I believe in the power of science and humanity. Specifically, I believe that biodiversity is a good thing and that we have been rapacious in our treatment of the environment, although I think the environmental movement has greatly exaggerated our condition and that the environment is a lot more resilient than most environmentalists give it credit for. I don’t mind eating cows and fish, but dolphins and whales have big brains and they’re cool, so I don’t think we should kill them. I drive an SUV because I haul around bicycles, books, and dogs, but as soon as there is a bigger hybrid, I’ll buy it. And although I am a libertarian heterosexual who is about as unpink (in both meanings) as you can get, I believe people should have an equal opportunity to be unequal. As for evolution, it happened. Deal with it.

I don’t know why the God question is so interdigitated with political and economic issues, but it is.
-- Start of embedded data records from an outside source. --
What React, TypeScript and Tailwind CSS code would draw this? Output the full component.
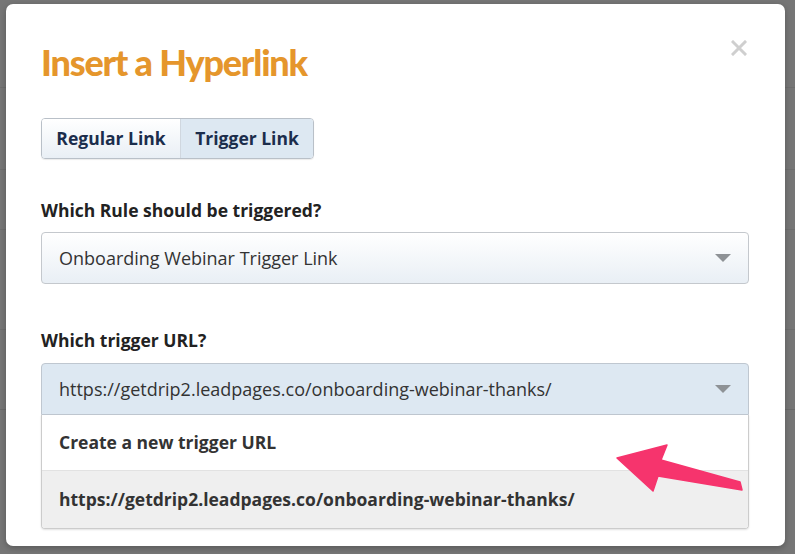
const FONT = { fontFamily: '"Open Sans", Lato, Arial, sans-serif' };

function Caret() {
  return (
    <svg width="16" height="8" viewBox="0 0 16 8" className="shrink-0">
      <polygon points="0,0 16,0 8,8" fill="#8e9296" />
    </svg>
  );
}

function Arrow() {
  return (
    <svg className="pointer-events-none absolute left-0 top-0" width="795" height="554" viewBox="0 0 795 554">
      <polygon
        points="617,458 667,445 661,460 740,482 742,490 658,476 653,491"
        fill="#f6346d"
        stroke="#f6346d"
        strokeWidth="1.5"
        strokeLinejoin="round"
      />
    </svg>
  );
}

export default function App() {
  return (
    <div className="relative h-[554px] w-[795px] overflow-hidden bg-[#767676]" style={FONT}>
      {/* faint page behind the overlay */}
      <div className="absolute inset-0 flex flex-col">
        <div className="h-[88px] border-b border-[#6e6e6e]" />
        <div className="h-[82px] border-b border-[#6e6e6e]" />
        <div className="h-[60px] border-b border-[#6e6e6e]" />
        <div className="h-[100px] border-b border-[#6e6e6e]" />
        <div className="h-[80px] border-b border-[#6a6a6a]" />
      </div>

      <div className="relative pl-[6px] pt-[4px]">
        <div className="flex h-[542px] w-[779px] flex-col rounded-[7px] bg-white px-[35px] shadow-[0_2px_6px_rgba(0,0,0,0.25)]">
          <div className="flex items-start justify-between pt-[35px]">
            <h1
              className="text-[36px] font-black leading-[46px] tracking-[-1.2px] text-[#e5962c]"
              style={{ fontFamily: 'Lato, "Open Sans", sans-serif' }}
            >
              Insert a Hyperlink
            </h1>
            <svg width="16" height="16" viewBox="0 0 16 16" className="mr-[3px] mt-[1px]">
              <path d="M2 2 L14 14 M14 2 L2 14" stroke="#cfcfcf" strokeWidth="3" strokeLinecap="square" />
            </svg>
          </div>

          <div className="mt-[33px] flex h-[41px] w-[273px] overflow-hidden rounded-[4px] border border-[#b9c0c8] shadow-[0_1px_1px_rgba(0,0,0,0.08)]">
            <div className="flex w-[139px] items-center justify-center border-r border-[#d0d7df] bg-gradient-to-b from-white to-[#e9eff5] text-[17.5px] font-bold text-[#1b2d4c]">
              Regular Link
            </div>
            <div className="flex flex-1 items-center justify-center bg-[#dde8f2] text-[17.5px] font-bold text-[#1b2d4c]">
              Trigger Link
            </div>
          </div>

          <div className="mt-[40px] text-[17.5px] font-bold leading-[22px] text-[#222]">
            Which Rule should be triggered?
          </div>
          <div className="mt-[11px] flex h-[52px] w-[708px] items-center justify-between rounded-[4px] border border-[#c4c8cd] bg-gradient-to-b from-white to-[#e9eff5] pl-[17px] pr-[17px]">
            <span className="text-[18px] text-[#333]">Onboarding Webinar Trigger Link</span>
            <Caret />
          </div>

          <div className="mt-[45px] text-[17.5px] font-bold leading-[22px] text-[#222]">Which trigger URL?</div>
          <div className="mt-[12px] w-[708px]">
            <div className="flex h-[52px] items-center justify-between rounded-t-[4px] border border-[#bfc7d0] bg-[#dde8f2] pl-[17px] pr-[17px]">
              <span className="text-[18px] text-[#333]">https://getdrip2.leadpages.co/onboarding-webinar-thanks/</span>
              <Caret />
            </div>
            <div className="overflow-hidden rounded-b-[4px] border border-t-0 border-[#cccccc] shadow-[0_1px_2px_rgba(0,0,0,0.12)]">
              <div className="flex h-[56px] items-center border-b border-[#e2e2e2] bg-white pl-[17px] text-[17.5px] font-bold text-[#333]">
                Create a new trigger URL
              </div>
              <div className="flex h-[57px] items-center bg-[#efefef] pl-[17px] text-[17.5px] font-bold text-[#333]">
                https://getdrip2.leadpages.co/onboarding-webinar-thanks/
              </div>
            </div>
          </div>
        </div>
      </div>

      <Arrow />
    </div>
  );
}
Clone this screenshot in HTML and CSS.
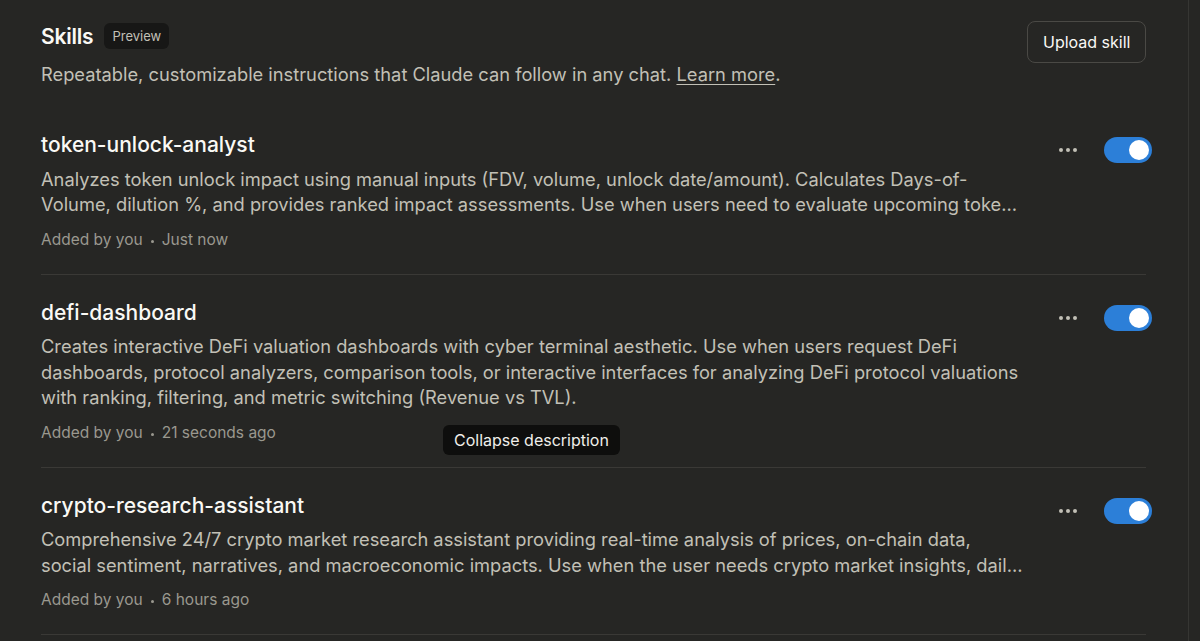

It shouldn’t be. It’s okay to be a liberal Christian or a conservative atheist. I am a fiscal conservative and a social liberal. I don’t think there is a God, or any sort of anthropomorphic being who needs to be worshipped, who listens to prayers, who keeps a moral scoreboard that will be settled in the end, or who cares one iota about who wins the Super Bowl.

This is why what we do in this life matters so much — and why how we treat others in the here and now is more important than how they might be treated in some hereafter that may or may not exist. If we knew for certain that there is an afterlife, we wouldn’t have great debates about it, and philosophers wouldn’t have spilled all that ink over the millennia wrangling over it. Since we don’t know, it makes more sense to assume there is no God and no afterlife, and act accordingly. That is, act as if what we do matters now. That way, we’ll think about the consequences of what we are doing.

I am sick and tired of politicians, and just about everyone else, kowtowing to the religious right’s hypersensitivities and politically correct “tolerance” for diversities of belief — as long as one believes in God — any God will do, except the God who promises virgins in the next life to pilots who fly planes into buildings. Those of us who do not believe in god have had enough of this rhetoric. This is America. We are supposed to be good and do the right thing, not because it will make us rich, get us saved, or reward us in the next life, but because people have value in and of themselves, and because it will make us all better off, individually and collectively. It says so, right there in the Declaration of Independence, the Constitution, and the Bill of Rights — products of a secular eighteenth-century Enlightenment movement.

Religion and politics should be treated as separate entities. Religion is private and politics is public. If you want more religion, go to church. If you want more politics, go to the capitol. Don’t go to church to politic, and don’t go to the capitol to preach. That’s a non-overlapping magisterium I can live with.